Cyrène fut, comme Massalia, le point de départ de tout un groupe de colonies, le centre d’une petite Grèce : les villes de Barca et d’Hespéride étaient ses filles. Il se forma autour d’elle une nation, adonnée à l’agriculture, qui gagna du terrain et réussit à imprégner de civilisation hellénique tout un morceau du continent africain.

Telle fut l’ère nouvelle qui commença pour Cyrène avec le règne de son troisième roi, Battos II, connu et vanté dans toute l’Hellade sous le nom de Battos l’Heureux, à cause du merveilleux épanouissement de la prospérité de son empire[9]. Les Libyens, refoulés dans le désert, appelèrent à leur secours le roi d’Égypte, Apriès. Une armée innombrable marcha sur Cyrène, en 570 (Ol. LII, 3), et fut complètement anéantie par Battos qui était allé à sa rencontre jusqu’à Irasa, près de la source de Theste. Pour le coup, les Battiades passaient au rang de grande puissance hellénique : le successeur d’Apriès, Amasis, se hâta de conclure avec. Cyrène un traité de paix et d’amitié, et prit pour femme une Cyrénéenne.

 

 

 



[1] Sur les rapports entre l’Hellade et la Libye, voyez MOVERS, op. cit., p. 463, KNŒTEL, Der Niger der Alten, 1866, p. 33.

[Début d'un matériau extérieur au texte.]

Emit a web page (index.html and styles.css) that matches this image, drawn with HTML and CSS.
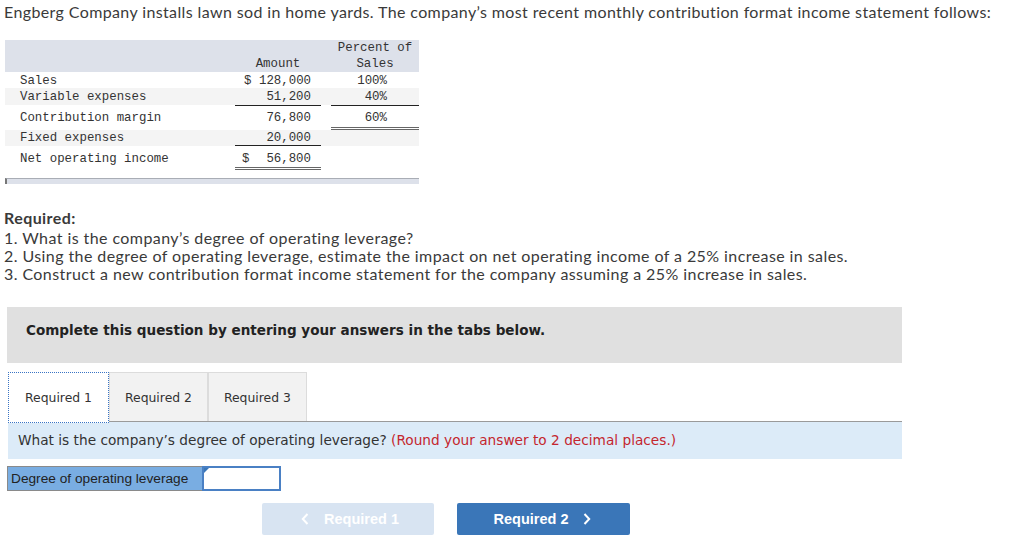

[2] Iolaos en Libye (MOVERS, op. cit., p. 505).

[3] HÉCATÉE ap. STEPH. BYZ., s. v.

[4] DIODORE, XX, 57. MOVERS, op. cit., p, 22. Cf. Chalke (ibid., p. 518).

[5] PTOLÉMÉE, IV, 2, 6. POMPONIUS MELA, I, 2. PLINE, IV, 2.

[6] BLUEMNER, Gewerbliche Thaetigkeit, p. 96. BURSIAN, Geogr. von Griechenland, II, p. 525.

[7] D’après Solin (p. 140, 11, éd. Mommsen), Cyrène a été fondée 586 ans après la prise de Troie, c’est-à-dire en 598 avant (Ol. XLV, 3). Théophraste et Pline donnent la date de 611 (Ol. XLII, 2) ; Eusèbe croit Cyrène fondée en 631 (Ol. XXXVII, 2) avec la participation d’un certain Chionis (?) qui a été vainqueur aux jeux de Ol. XXVIII, XXIX et XXX. En conséquence, DEIMLING (Leleger, p 139) place la fondation de l’établissement de Platéia en 639, celle d’Aziris en 637, et celle de Cyrène en 631. A. SCHÆFER (ap. Rhein. Mus., XX, p. 293) arrive, par des calculs plus exacts, à fixer la date de la fondation de Cyrène en 624/3 avant J.-C. Sur le site et la configuration des lieux, voyez SMITH et PORCHER, Cyrene, et les Gœtt. gelehrte Anzeigen, 1866, p. 251.

[8] Le silphion, disparu de l’Afrique, a été récemment découvert dans une plante ombellifère du Kaschmir septentrional (FRIEDLÆNDER, Wien. Num. Zeitschrift, III [1872], p. 430).

[9] HÉRODOTE, IV, 159. SCHOL. PINDARE, Pyth., IV, 342.